For the economy, we know that competition has much to contribute to achieving and maintaining growth by sharpening incentives to innovate, to improve productivity, to better satisfy customers and to allocate capital efficiently. We want the CMA to mean that this market process can work to the maximum possible benefit of the wider economy, from resolving individual market problems and tackling specific breaches of the law in faster and more efficient ways, to bringing all of the UK’s competition regulators together and providing a stronger voice for competition.
For businesses, we want the CMA to be an easier organisation to do business with, bringing tighter management of investigations through removing duplication and streamlining processes, as well as full transparency, robust decision-making, and appropriate support for those working to achieve compliance. We will of course remain committed to strong enforcement of the law against businesses that do not comply with their responsibilities, and this will in itself be beneficial for those businesses that do, given the harm done to competitors when anti-competitive behaviour is left unchecked.

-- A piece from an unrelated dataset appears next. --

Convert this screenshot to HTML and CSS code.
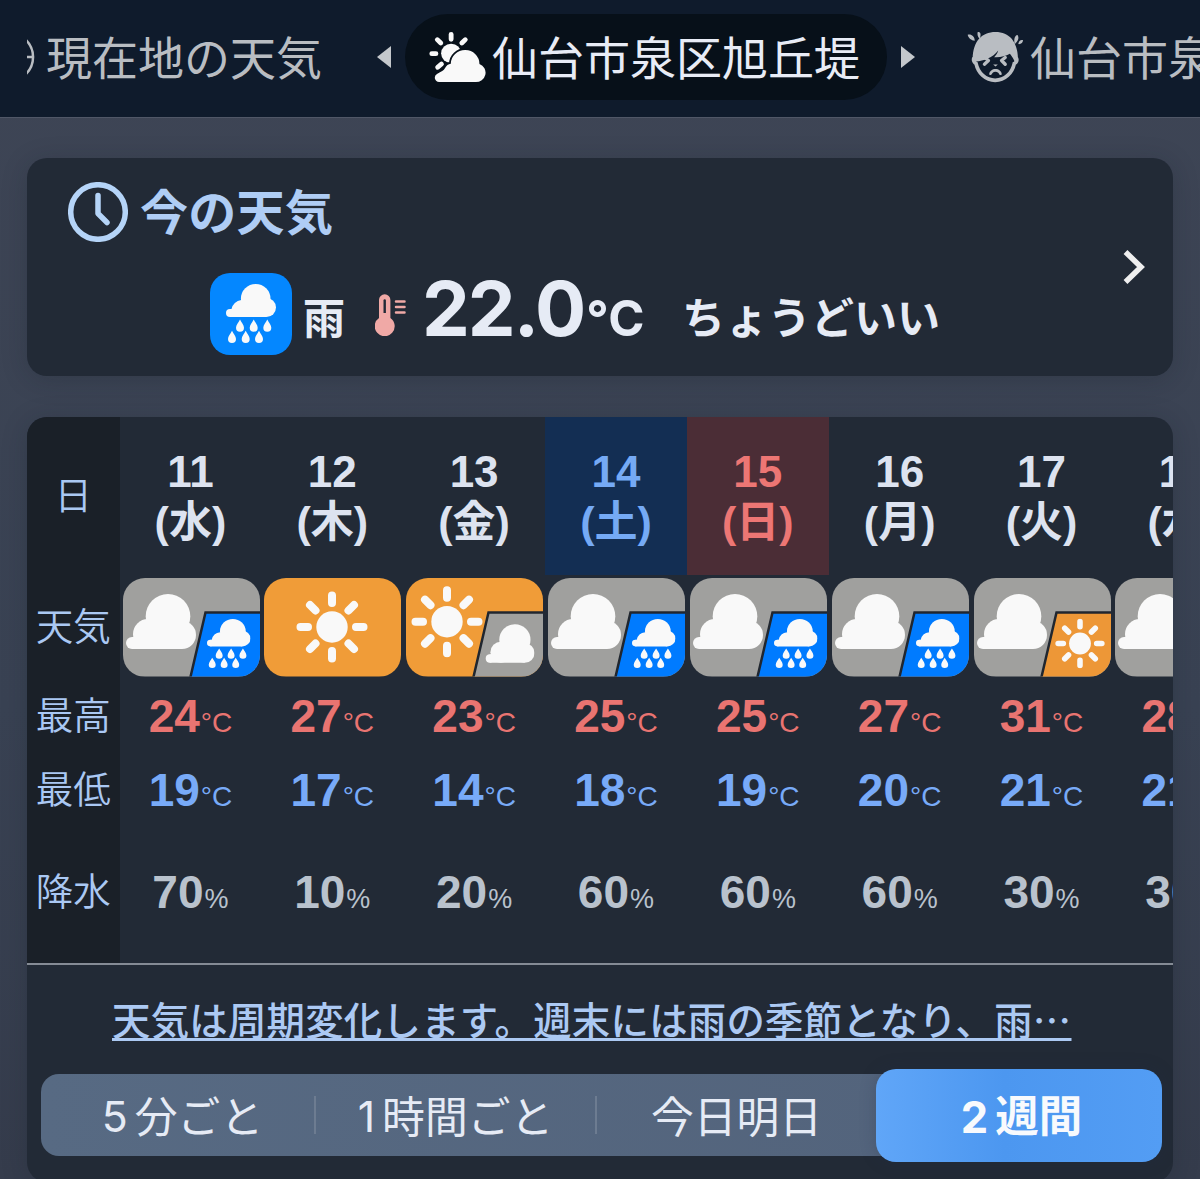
FILE: index.html
```html
<!DOCTYPE html>
<html lang="ja">
<head>
<meta charset="utf-8">
<title>天気</title>
<link rel="stylesheet" href="styles.css">
</head>
<body>
<svg class="defs" aria-hidden="true">
  <symbol id="cloud" viewBox="0 0 70 55">
    <circle cx="42" cy="22.3" r="22.3"/><circle cx="22" cy="40" r="15"/><circle cx="6" cy="49" r="6"/><circle cx="56" cy="41" r="14"/>
    <path d="M6 43h16V30h34v25H6z"/>
  </symbol>
  <symbol id="rain" viewBox="0 0 50 59" preserveAspectRatio="none">
    <circle cx="29.700" cy="14.800" r="14.800"/><circle cx="40.500" cy="23.500" r="9.500"/><circle cx="4" cy="29" r="4"/>
    <path d="M4 25h1.500a11 11 0 0 1 9.700-9h25v17H4z"/>
    <path id="drop" d="M14 35.500c1.500 3 4 5.500 4 8.300a4 4 0 0 1-8 0c0-2.800 2.500-5.300 4-8.300z"/>
    <use href="#drop" x="13.700"/><use href="#drop" x="27.300"/>
    <use href="#drop" x="-8" y="11.200"/><use href="#drop" x="5.700" y="11.200"/><use href="#drop" x="19" y="11.200"/>
  </symbol>
  <symbol id="sun" viewBox="0 0 72 72">
    <circle cx="36" cy="36" r="15.700"/>
    <path fill="none" stroke="#f9f9f9" stroke-width="8" stroke-linecap="round" d="M36 4.500v7.500M36 60v7.500M4.500 36H12M60 36h7.500M14 14l5.500 5.500M52.500 52.500L58 58M58 14l-5.500 5.500M19.500 52.500L14 58"/>
  </symbol>
  <symbol id="cloud-rain" viewBox="0 0 137 98.500">
    <path fill="#a0a09e" d="M0 0h137v99H0z"/><use href="#cloud" x="3" y="16" width="70" height="55"/>
    <path fill="#007bff" stroke="#20262f" stroke-width="2.500" d="M82.500 34.500H140V101H67z"/><use href="#rain" x="84" y="41" width="43.500" height="49"/>
  </symbol>
  <symbol id="cloud-sun" viewBox="0 0 137 98.500">
    <path fill="#a0a09e" d="M0 0h137v99H0z"/><use href="#cloud" x="3" y="16" width="70" height="55"/>
    <path fill="#ed9737" stroke="#20262f" stroke-width="2.500" d="M82.500 34.500H140V101H67z"/><use href="#sun" x="81" y="40.500" width="50" height="50"/>
  </symbol>
  <symbol id="sun-cloud" viewBox="0 0 137 98.500">
    <path fill="#f09c38" d="M0 0h137v99H0z"/><use href="#sun" x="5" y="7.700" width="72" height="72"/>
    <path fill="#a0a09e" stroke="#20262f" stroke-width="2.500" d="M82.500 34.500H140V101H67z"/><use href="#cloud" x="79.500" y="46" width="49" height="39"/>
  </symbol>
  <symbol id="sunny" viewBox="0 0 137 98.500">
    <path fill="#f09c38" d="M0 0h137v99H0z"/><use href="#sun" x="32" y="13" width="72" height="72"/>
  </symbol>
</svg>

<header class="places">
  <div class="place place-prev">
    <svg class="place-edge" viewBox="0 0 8 36"><path d="M-1 1a24 24 0 0 1 0 34M0 18h7"/></svg>
    <span>現在地の天気</span>
  </div>
  <svg class="arrow" viewBox="0 0 14 22"><path d="M0 11L14 0v22z"/></svg>
  <div class="place place-current">
    <svg class="place-icon" viewBox="0 0 168 156" preserveAspectRatio="none">
      <circle cx="67" cy="67" r="29" fill="#f9f9f9"/>
      <path stroke="#f9f9f9" stroke-width="14" stroke-linecap="round" d="M67 10v15M11 68h12M27 26l10 10M108 26L98 36M39 99l-11 10"/>
      <path fill="#f9f9f9" stroke="#071019" stroke-width="10" paint-order="stroke" d="M32 153a13 13 0 0 1-6-24c13-7 20-10 23-17c4-9 10-13 17-14A41 41 0 1 1 149 99a28 28 0 0 1-12 54z"/>
    </svg>
    <span>仙台市泉区旭丘堤</span>
  </div>
  <svg class="arrow" viewBox="0 0 14 22"><path d="M14 11L0 0v22z"/></svg>
  <div class="place place-next">
    <svg class="face" viewBox="0 0 170 155">
      <path fill="none" stroke="#b9bdc2" stroke-width="11" d="M21 80c-4 8 2 15 6 17c6 28 28 50 57 50s51-22 57-50c6-3 10-10 6-17"/>
      <path fill="#b9bdc2" d="M17 83C18 30 44 3 85 3s66 28 67 80l-10 8c-4-9-9-17-14-23c-14 8-29 11-47 10c5-5 10-12 12-20c-16 22-43 31-67 33z"/>
      <path fill="none" stroke="#b9bdc2" stroke-width="10" stroke-linejoin="round" stroke-linecap="round" d="M52 79l12 9l-12 11M114 79l-11 9l11 11"/>
      <path fill="#b9bdc2" d="M66 130c2-22 36-22 38 0c-5 3-8 0-10-5c-6-5-13-5-18 0c-2 5-6 8-10 5z"/>
      <path fill="#b9bdc2" d="M2 11C12 7 24 17 23 29C13 28 4 21 2 11zM32 3c8-2 11 5 6 21c-6-6-8-14-6-21zM142 40c-3-16 1-28 9-28c5 9 2 17-9 28zM153 39c1-9 7-14 14-12c0 8-6 13-14 12zM78 100h14l-7 6z"/>
    </svg>
    <span>仙台市泉</span>
  </div>
</header>

<main>
  <section class="card now">
    <div class="now-body">
      <h1 class="now-title">
        <svg class="clock" viewBox="0 0 60 60"><circle cx="30" cy="30" r="27.300"/><path d="M30 13.500v18l9 9"/></svg>
        <span>今の天気</span>
      </h1>
      <div class="now-row">
        <div class="now-icon"><svg viewBox="0 0 50 59" fill="#f9f9f9"><use href="#rain" width="50" height="59"/></svg></div>
        <span class="now-kind">雨</span>
        <svg class="thermo" viewBox="0 0 31 42"><path fill="#f0a9a6" d="M4 6a5.700 5.700 0 0 1 11.400 0v18a10 10 0 1 1-11.400 0z"/><path fill="#222a36" d="M8.500 6.500a1.200 1.200 0 0 1 2.400 0V19H8.500z"/><path stroke="#f0a9a6" stroke-width="2.500" stroke-linecap="round" d="M21 7.500h8.500M21 13h8.500M21 18.500h8.500"/></svg>
        <span class="now-temp">22.0<small>°C</small></span>
        <span class="now-feel">ちょうどいい</span>
      </div>
    </div>
    <svg class="chevron" viewBox="0 0 22 36"><path d="M2.500 3L18 18L2.500 33"/></svg>
  </section>

  <section class="card forecast">
    <div class="table">
      <div class="labels"><span>日</span><span>天気</span><span>最高</span><span>最低</span><span>降水</span></div>
      <div class="day"><div class="date">11<br><span>(水)</span></div><svg class="chip"><use href="#cloud-rain"/></svg><p class="hi">24<small>°C</small></p><p class="lo">19<small>°C</small></p><p class="pop">70<small>%</small></p></div>
      <div class="day"><div class="date">12<br><span>(木)</span></div><svg class="chip"><use href="#sunny"/></svg><p class="hi">27<small>°C</small></p><p class="lo">17<small>°C</small></p><p class="pop">10<small>%</small></p></div>
      <div class="day"><div class="date">13<br><span>(金)</span></div><svg class="chip"><use href="#sun-cloud"/></svg><p class="hi">23<small>°C</small></p><p class="lo">14<small>°C</small></p><p class="pop">20<small>%</small></p></div>
      <div class="day"><div class="date sat">14<br><span>(土)</span></div><svg class="chip"><use href="#cloud-rain"/></svg><p class="hi">25<small>°C</small></p><p class="lo">18<small>°C</small></p><p class="pop">60<small>%</small></p></div>
      <div class="day"><div class="date sun">15<br><span>(日)</span></div><svg class="chip"><use href="#cloud-rain"/></svg><p class="hi">25<small>°C</small></p><p class="lo">19<small>°C</small></p><p class="pop">60<small>%</small></p></div>
      <div class="day"><div class="date">16<br><span>(月)</span></div><svg class="chip"><use href="#cloud-rain"/></svg><p class="hi">27<small>°C</small></p><p class="lo">20<small>°C</small></p><p class="pop">60<small>%</small></p></div>
      <div class="day"><div class="date">17<br><span>(火)</span></div><svg class="chip"><use href="#cloud-sun"/></svg><p class="hi">31<small>°C</small></p><p class="lo">21<small>°C</small></p><p class="pop">30<small>%</small></p></div>
      <div class="day"><div class="date">18<br><span>(水)</span></div><svg class="chip"><use href="#cloud-sun"/></svg><p class="hi">28<small>°C</small></p><p class="lo">21<small>°C</small></p><p class="pop">30<small>%</small></p></div>
    </div>
    <a class="comment">天気は周期変化します。週末には雨の季節となり、雨…</a>
    <nav class="tabs">
      <span class="tab tab-5m"><b>5</b>分ごと</span>
      <span class="tab tab-1h"><b>1</b>時間ごと</span>
      <span class="tab tab-today">今日明日</span>
      <span class="tab tab-active"><b>2</b>週間</span>
    </nav>
  </section>
</main>
</body>
</html>
```
FILE: styles.css
```css
* { box-sizing: border-box; }
html, body { height: 1179px; overflow: hidden; }
body {
  margin: 0;
  background: linear-gradient(#3e4555, #394253 60%, #353c4c);
  color: #e6ebf5;
  font-family: "Noto Sans CJK JP", sans-serif;
}
svg { display: block; flex: none; }
.defs { position: absolute; width: 0; height: 0; }
p { margin: 0; }

.places {
  display: flex;
  align-items: center;
  height: 118px;
  padding: 0 0 4px 27px;
  overflow: hidden;
  background: #0f1b2c;
  border-bottom: 1.500px solid #505767;
  color: #b9bdc2;
  font-size: 46px;
  line-height: 60px;
  white-space: nowrap;
}
.place { display: flex; align-items: center; flex: none; }
.place span { margin-top: -4px; }
.place-prev { width: 350px; }
.place-edge { width: 8px; height: 36px; margin-right: 11px; overflow: hidden; fill: none; stroke: #b9bdc2; stroke-width: 2.500; }
.arrow { width: 14px; height: 22px; fill: #c4c8cc; }
.place-current {
  width: 482px;
  height: 86px;
  margin: 0 14px;
  padding-left: 23px;
  border-radius: 43px;
  background: #071019;
  color: #e8ecf6;
}
.place-icon { width: 58px; height: 52px; margin-right: 6px; }
.place-next { margin-left: 52px; }
.face { width: 57px; height: 52px; margin-right: 6px; }

main { padding: 40px 27px 0; }
.card { border-radius: 20px; background: #222a36; box-shadow: 0 4px 26px rgba(20, 26, 36, .22); }
.now { display: flex; align-items: center; justify-content: space-between; height: 218px; padding: 0 28px 0 41px; }
.now-body { height: 171px; }
.now-title { display: flex; align-items: center; gap: 12px; height: 60px; margin: 0; color: #afcdf5; font-size: 48px; font-weight: 600; line-height: 60px; }
.now-title span { margin-top: -6px; letter-spacing: .3px; }
.clock { width: 60px; height: 60px; fill: none; stroke: #b5d4f8; stroke-width: 5.500; stroke-linecap: round; stroke-linejoin: round; }
.now-row { display: flex; height: 82px; margin: 31px 0 0 142px; font-weight: 600; white-space: nowrap; }
.now-icon { display: flex; justify-content: center; align-items: center; width: 82px; height: 82px; border-radius: 20px; background: #0487ff; }
.now-icon svg { width: 50px; height: 59px; }
.now-kind { width: 83px; padding-left: 11px; font-size: 42px; line-height: 86px; }
.thermo { width: 31px; height: 42px; margin-top: 21px; }
.now-temp { width: 276px; padding-left: 16px; font: 700 76px/70px "Inter", sans-serif; letter-spacing: -2px; }
.now-temp small { margin-left: 2px; font-size: 49px; letter-spacing: .500px; }
.now-feel { font-size: 43px; line-height: 84px; }
.chevron { width: 22px; height: 36px; fill: none; stroke: #efefef; stroke-width: 5.500; }

.forecast { height: 765px; margin-top: 41px; overflow: hidden; }
.table { display: grid; grid-template-columns: 92.500px repeat(8, 141.850px); height: 548px; border-bottom: 2.500px solid #858b95; overflow: hidden; }
.labels { display: grid; grid-template-rows: 158px 104px 74px 74px 130px; align-items: center; justify-items: center; margin-top: -3px; background: #1a2028; color: #aac8f3; font-size: 37.500px; font-weight: 350; line-height: 50px; }
.date { height: 158px; padding-top: 30px; color: #dde3f0; font: 700 44px/50px "Liberation Sans", "Noto Sans CJK JP", sans-serif; text-align: center; }
.date span { font-size: 43px; font-weight: 600; line-height: 46px; }
.sat { background: #132e53; color: #75aaf5; }
.sun { background: #4b2d36; color: #ed7674; }
.chip { width: 137px; height: 98.500px; margin: 3px auto 2.500px 3px; border-radius: 22px; fill: #f9f9f9; }
.hi, .lo, .pop { height: 74px; font: 700 46px/74px "Liberation Sans", sans-serif; text-align: center; }
.hi small, .lo small { margin-left: 1px; font-size: 28px; font-weight: 400; line-height: 0; }
.pop small { margin-left: 1px; font-size: 27px; font-weight: 400; line-height: 0; }
.hi { color: #e97471; }
.lo { color: #78aaf8; }
.pop { margin-top: 28px; color: #b9c2cd; }

.comment {
  display: block;
  height: 109px;
  padding: 23px 0 0 85px;
  color: #acc9f3;
  font-size: 38.400px;
  font-weight: 500;
  letter-spacing: .250px;
  line-height: 60px;
  white-space: nowrap;
  text-decoration: underline;
  text-decoration-thickness: 2.500px;
  text-underline-offset: 3px;
}
.tabs { display: flex; align-items: center; width: 1121px; height: 82px; margin-left: 14px; border-radius: 18px; background: linear-gradient(90deg, #576a83, #52627a); font-size: 42.800px; line-height: 60px; white-space: nowrap; }
.tab { display: flex; align-items: center; justify-content: center; height: 38px; padding-bottom: 2px; }
.tab b { margin: 5px 7px 0 0; font-family: "Inter", sans-serif; font-weight: inherit; }
.tab-5m { width: 275px; padding-left: 10px; border-right: 2px solid #6d7c91; }
.tab-1h { width: 281px; border-right: 2px solid #6d7c91; }
.tab-today { width: 279px; }
.tab-active { width: 286px; height: 93px; padding-left: 5px; border-radius: 20px; background: linear-gradient(90deg, #60a6f8, #4c97f0 45%, #539df4); box-shadow: 0 0 16px rgba(30, 45, 70, .25); color: #f8fafd; font-size: 43.500px; font-weight: 700; }
```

And finally, for consumers, we want the CMA to mean better experiences in the markets that they interact with every day – not just through our consumer law powers but across the full range of our work. The ultimate metric for our performance remains the measure of benefits we provide to consumers as compared to the cost of the organisation, and as such the interests of the consumer will be very much at the heart of everything that we do.
Thank you very much.
Delighted now to take a few questions and to hear your comments.